Our methods2 permit a straightforward cross-linguistic comparison of phonotactic complexity, which we use to demonstrate an intriguing trade-off with word length. Before motivating and presenting our methods, we next review related work on measuring complexity and phonotactic modeling.
2 Background: Phonological Complexity
2.1 Linguistic Complexity
Linguistic complexity is a nuanced topic. For example, one can judge a particular sentence to be syntactically complex relative to other sentences in the language. However, one can also describe a language as a whole as being complex in one aspect or another (e.g., polysynthetic languages are often deemed morphologically complex). In this paper, we look to characterize phonotactics at the language level. However, we use methods more typically applied to specific sentences in a language, for example in the service of psycholinguistic experiments.

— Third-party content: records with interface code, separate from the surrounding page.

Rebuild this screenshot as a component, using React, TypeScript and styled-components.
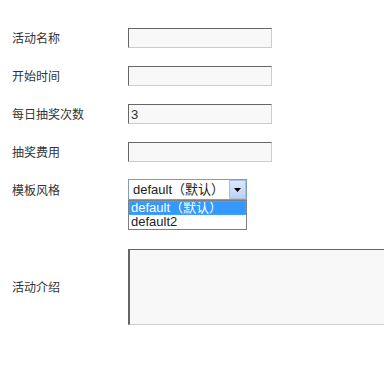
import React from "react";
import styled, { createGlobalStyle } from "styled-components";

const GlobalStyle = createGlobalStyle`
  html, body { margin: 0; padding: 0; background: #fff; overflow: hidden; }
  body { font-family: "Liberation Sans", "Noto Sans CJK SC", sans-serif; font-size: 12px; color: #333; }
`;

const fields = [
  { label: "活动名称", value: "" },
  { label: "开始时间", value: "" },
  { label: "每日抽奖次数", value: "3" },
  { label: "抽奖费用", value: "" },
];

const options = ["default（默认）", "default2"];

export default function App() {
  return (
    <>
      <GlobalStyle />
      <Form>
        {fields.map((f) => (
          <Row key={f.label}>
            <Label>{f.label}</Label>
            <TextInput defaultValue={f.value} />
          </Row>
        ))}

        <Row>
          <Label>模板风格</Label>
          <SelectWrap>
            <SelectBox>
              <SelectValue>{options[0]}</SelectValue>
              <ArrowBtn>
                <svg width="7" height="4" viewBox="0 0 7 4">
                  <path d="M0 0h7L3.5 4z" fill="#000" />
                </svg>
              </ArrowBtn>
            </SelectBox>
            <OptionList>
              {options.map((o, i) => (
                <Option key={o} $active={i === 0}>{o}</Option>
              ))}
            </OptionList>
          </SelectWrap>
        </Row>

        <Row $tall>
          <Label>活动介绍</Label>
          <TextArea />
        </Row>
      </Form>
    </>
  );
}

// ===================== styled ===================== //
const Form = styled.form`
  display: flex; flex-direction: column; gap: 18px;
  padding: 28px 0 0 12px;
`;

const Row = styled.div<{ $tall?: boolean }>`
  display: grid; grid-template-columns: 116px 256px; align-items: center;
  margin-top: ${({ $tall }) => ($tall ? "31px" : "0")};
`;

const Label = styled.label`
  font-size: 12px; color: #333; line-height: 14px;
  font-family: "Noto Sans CJK SC", sans-serif;
`;

const TextInput = styled.input`
  box-sizing: border-box; width: 144px; height: 20px; margin: 0;
  border: 1px solid; border-color: #666 #ccc #ccc #666;
  background: #f8f8f8; padding: 0 2px; outline: none;
  font: 13px "Liberation Sans", "Noto Sans CJK SC", sans-serif; color: #333;
`;

const SelectWrap = styled.div`
  position: relative; width: 119px; height: 21px; margin-top: -1px;
`;

const SelectBox = styled.div`
  box-sizing: border-box; width: 119px; height: 21px;
  display: flex; align-items: stretch;
  border: 1px solid #7f9db9; background: #fff;
`;

const SelectValue = styled.span`
  flex: 1; padding-left: 4px; line-height: 19px; font-size: 13px; color: #222;
  white-space: nowrap; overflow: hidden;
`;

const ArrowBtn = styled.span`
  box-sizing: border-box; width: 17px; margin: 0;
  display: grid; place-items: center;
  border: 1px solid #a7c1ec;
  background: linear-gradient(#dbe8fd, #bcd2f7);
`;

const OptionList = styled.div`
  position: absolute; left: 0; top: 21px; width: 119px; box-sizing: border-box;
  border: 1px solid #7f7f7f; background: #fff;
`;

const Option = styled.div<{ $active?: boolean }>`
  box-sizing: border-box; height: 14px; line-height: 12px; padding-left: 1px;
  font-size: 13px; white-space: nowrap; overflow: hidden;
  background: ${({ $active }) => ($active ? "#3399ff" : "#fff")};
  color: ${({ $active }) => ($active ? "#fff" : "#222")};
  border: 1px dotted ${({ $active }) => ($active ? "#e0883a" : "transparent")};
`;

const TextArea = styled.textarea`
  box-sizing: border-box; width: 256px; height: 76px; margin: 0; resize: none;
  border-style: solid; border-width: 1px 0 1px 2px;
  border-color: #666 #ccc #ccc #666;
  background: #f8f8f8; outline: none;
`;
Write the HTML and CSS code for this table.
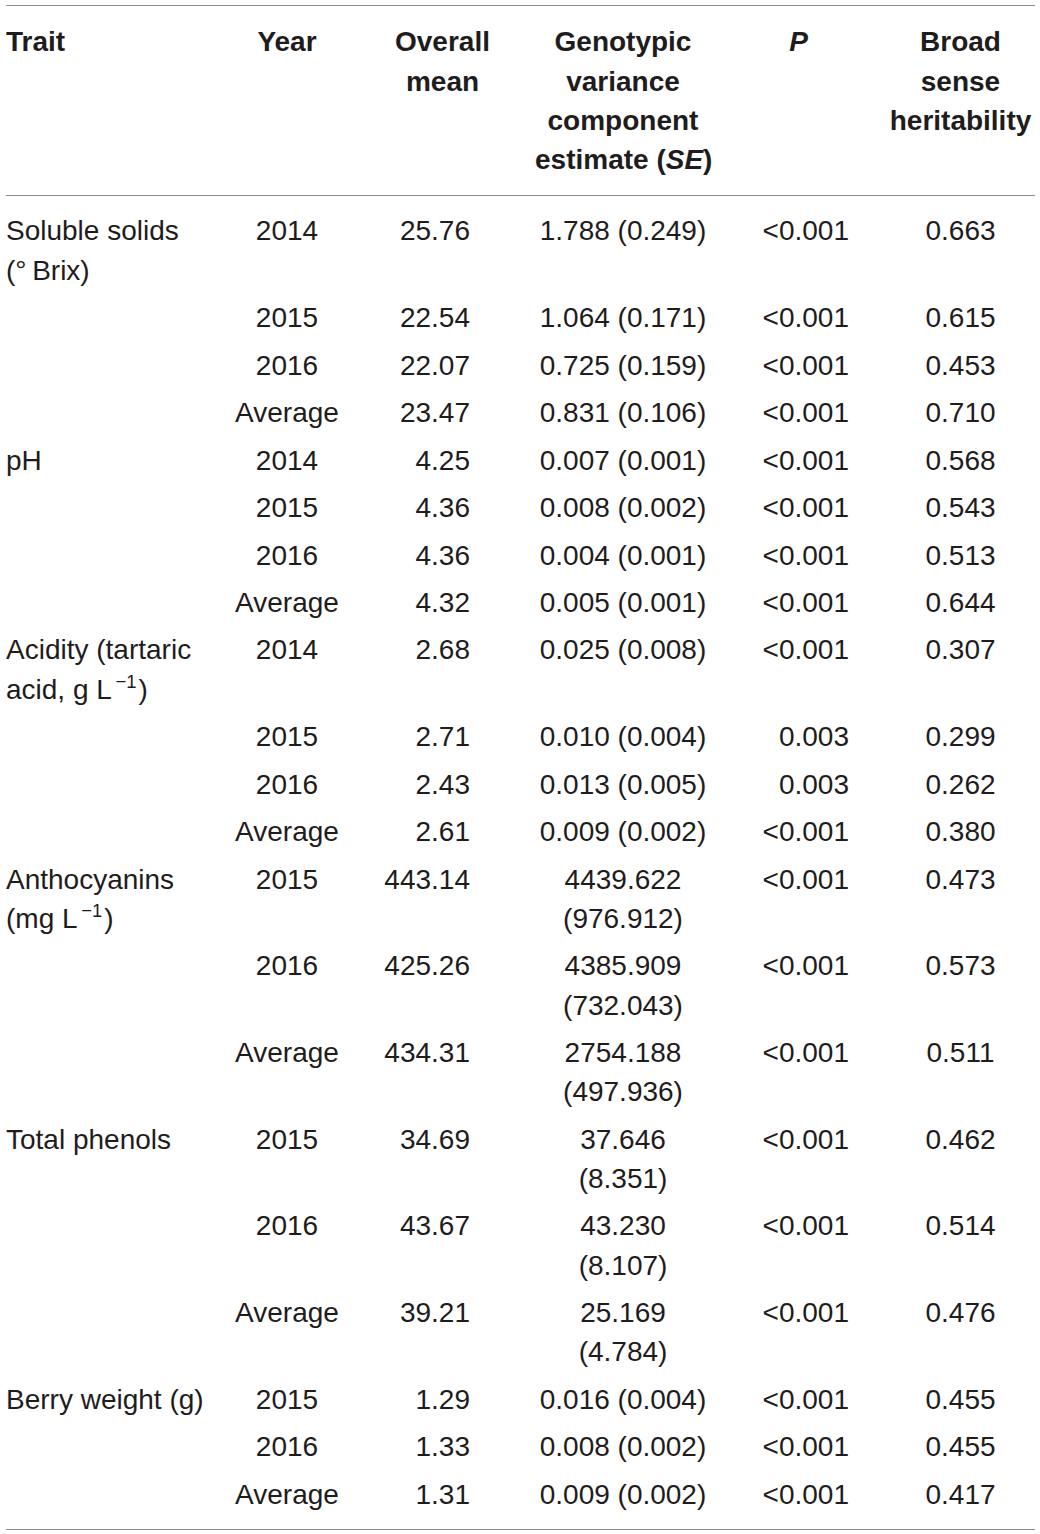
FILE: index.html
```html
<!DOCTYPE html>
<html lang="en">
<head>
  <meta charset="UTF-8" />
  <title>Genetic parameters of berry traits</title>
  <link rel="stylesheet" href="styles.css">
</head>
<body>
  <table class="traits">
    <colgroup>
      <col class="c-trait">
      <col class="c-year">
      <col class="c-mean">
      <col class="c-var">
      <col class="c-p">
      <col class="c-h2">
    </colgroup>
    <thead>
      <tr>
        <th class="trait">Trait</th>
        <th>Year</th>
        <th>Overall<br>mean</th>
        <th>Genotypic<br>variance<br>component<br>estimate (<i>SE</i>)</th>
        <th><i>P</i></th>
        <th>Broad<br>sense<br>heritability</th>
      </tr>
    </thead>
    <tbody>
      <tr class="first">
        <td class="trait">Soluble solids <span class="unit">(&deg;&#8239;Brix)</span></td>
        <td class="year">2014</td><td class="mean">25.76</td><td class="var">1.788 (0.249)</td><td class="p">&lt;0.001</td><td class="h2">0.663</td>
      </tr>
      <tr><td></td><td class="year">2015</td><td class="mean">22.54</td><td class="var">1.064 (0.171)</td><td class="p">&lt;0.001</td><td class="h2">0.615</td></tr>
      <tr><td></td><td class="year">2016</td><td class="mean">22.07</td><td class="var">0.725 (0.159)</td><td class="p">&lt;0.001</td><td class="h2">0.453</td></tr>
      <tr><td></td><td class="year">Average</td><td class="mean">23.47</td><td class="var">0.831 (0.106)</td><td class="p">&lt;0.001</td><td class="h2">0.710</td></tr>

      <tr><td class="trait">pH</td><td class="year">2014</td><td class="mean">4.25</td><td class="var">0.007 (0.001)</td><td class="p">&lt;0.001</td><td class="h2">0.568</td></tr>
      <tr><td></td><td class="year">2015</td><td class="mean">4.36</td><td class="var">0.008 (0.002)</td><td class="p">&lt;0.001</td><td class="h2">0.543</td></tr>
      <tr><td></td><td class="year">2016</td><td class="mean">4.36</td><td class="var">0.004 (0.001)</td><td class="p">&lt;0.001</td><td class="h2">0.513</td></tr>
      <tr><td></td><td class="year">Average</td><td class="mean">4.32</td><td class="var">0.005 (0.001)</td><td class="p">&lt;0.001</td><td class="h2">0.644</td></tr>

      <tr><td class="trait">Acidity (tartaric<br>acid, g L<sup>&minus;1</sup>)</td><td class="year">2014</td><td class="mean">2.68</td><td class="var">0.025 (0.008)</td><td class="p">&lt;0.001</td><td class="h2">0.307</td></tr>
      <tr><td></td><td class="year">2015</td><td class="mean">2.71</td><td class="var">0.010 (0.004)</td><td class="p">0.003</td><td class="h2">0.299</td></tr>
      <tr><td></td><td class="year">2016</td><td class="mean">2.43</td><td class="var">0.013 (0.005)</td><td class="p">0.003</td><td class="h2">0.262</td></tr>
      <tr><td></td><td class="year">Average</td><td class="mean">2.61</td><td class="var">0.009 (0.002)</td><td class="p">&lt;0.001</td><td class="h2">0.380</td></tr>

      <tr><td class="trait">Anthocyanins<br>(mg L<sup>&minus;1</sup>)</td><td class="year">2015</td><td class="mean">443.14</td><td class="var">4439.622 (976.912)</td><td class="p">&lt;0.001</td><td class="h2">0.473</td></tr>
      <tr><td></td><td class="year">2016</td><td class="mean">425.26</td><td class="var">4385.909 (732.043)</td><td class="p">&lt;0.001</td><td class="h2">0.573</td></tr>
      <tr><td></td><td class="year">Average</td><td class="mean">434.31</td><td class="var">2754.188 (497.936)</td><td class="p">&lt;0.001</td><td class="h2">0.511</td></tr>

      <tr><td class="trait">Total phenols</td><td class="year">2015</td><td class="mean">34.69</td><td class="var">37.646 (8.351)</td><td class="p">&lt;0.001</td><td class="h2">0.462</td></tr>
      <tr><td></td><td class="year">2016</td><td class="mean">43.67</td><td class="var">43.230 (8.107)</td><td class="p">&lt;0.001</td><td class="h2">0.514</td></tr>
      <tr><td></td><td class="year">Average</td><td class="mean">39.21</td><td class="var">25.169 (4.784)</td><td class="p">&lt;0.001</td><td class="h2">0.476</td></tr>

      <tr><td class="trait">Berry weight (g)</td><td class="year">2015</td><td class="mean">1.29</td><td class="var">0.016 (0.004)</td><td class="p">&lt;0.001</td><td class="h2">0.455</td></tr>
      <tr><td></td><td class="year">2016</td><td class="mean">1.33</td><td class="var">0.008 (0.002)</td><td class="p">&lt;0.001</td><td class="h2">0.455</td></tr>
      <tr class="last"><td></td><td class="year">Average</td><td class="mean">1.31</td><td class="var">0.009 (0.002)</td><td class="p">&lt;0.001</td><td class="h2">0.417</td></tr>
    </tbody>
  </table>
</body>
</html>
```

FILE: styles.css
```css
body {
  margin: 0;
  background-color: #ffffff;
  color: #1f1c1d;
  font-family: "Liberation Sans", Arial, sans-serif;
}

.traits {
  margin: 5px 0 0 6px;
  width: 1029px;
  table-layout: fixed;
  border-collapse: collapse;
  font-size: 28px;
  line-height: 39.2px;
  border-top: 1px solid #8c8c8c;
  border-bottom: 1px solid #8c8c8c;
}

.c-trait { width: 218px; }
.c-year  { width: 126px; }
.c-mean  { width: 185px; }
.c-var   { width: 176px; }
.c-p     { width: 175px; }
.c-h2    { width: 149px; }

.traits th {
  font-weight: bold;
  text-align: center;
  vertical-align: top;
  white-space: nowrap;
  padding: 16.4px 0 15.8px;
  border-bottom: 1px solid #8c8c8c;
}

.traits td {
  vertical-align: top;
  padding: 4.1px 0 4.2px;
}

.traits .first td { padding-top: 15.4px; }
.traits .last td { padding-bottom: 15.4px; }

.traits .trait { text-align: left; }
.traits .year { text-align: center; }
.traits .mean { text-align: right; padding-right: 65px; }
.traits .var { text-align: center; }
.traits .p { text-align: right; padding-right: 37px; }
.traits .h2 { text-align: center; }

.unit { white-space: nowrap; }

sup {
  font-size: 0.66em;
  line-height: 0;
  vertical-align: 0.6em;
  margin: 0 0.1em 0 0.2em;
}
```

In cross-linguistic studies, the term complexity is generally used chiefly in two manners, which Moran and Blasi (2014) follow Miestamo (2006) in calling relative and absolute. Relative complexity metrics are those that capture the difficulty of learning or processing language, which Miestamo (2006) points out may vary depending on the individual (hence, is relative to the individual being considered). For example, vowel harmony, which we will touch upon later in the paper, may make vowels more predictable for a native speaker, hence less difficult to process; for a second language learner, however, vowel harmony may increase difficulty of learning and speaking. Absolute complexity measures, in contrast, assess the number of parts of a linguistic (sub-)system (e.g., number of phonemes or licit syllables).
In the sentence processing literature, surprisal (Hale, 2001; Levy, 2008) is a widely used measure of processing difficulty, defined as the negative log probability of a word given the preceding words. Words that are highly predictable from the preceding context have low surprisal, and those that are not predictable have high surprisal. The phonotactic measure we advocate for in §3 is related to surprisal, though at the phoneme level rather than the word level, and over words rather than sentences. Measures related to phonotactic probability have been used in a range of psycholinguistic studies—see §2.4—though generally to characterize single words within a language (e.g., high versus low probability words) rather than for cross-linguistic comparison as we are here. Returning to the distinction made by Miestamo (2006), we will remain agnostic in this paper as to which class (relative or absolute) such probabilistic complexity measures fall within, as well as whether the trade-offs that we document are bona fide instances of complexity compensation or are due to something else, for example, related to the communicative capacity as hypothesized by Pellegrino et al. (2011). We bring up this terminological distinction primarily to situate our use of complexity within the diverse usage in the literature.
Additionally, however, we will point out that an important motivation for those advocating for the use of absolute over relative measures to characterize linguistic complexity in cross-linguistic studies is a practical one. Miestamo (2006, 2008) claims that relative complexity measures are infeasible for broadly cross-linguistic studies because they rely on psycholinguistic data, which is neither common enough nor sufficiently easily comparable across languages to support reliable comparison. In this study, we demonstrate that surprisal and related measures are not subject to the practical obstacles raised by Miestamo, independently of whichever class of complexity they fall into.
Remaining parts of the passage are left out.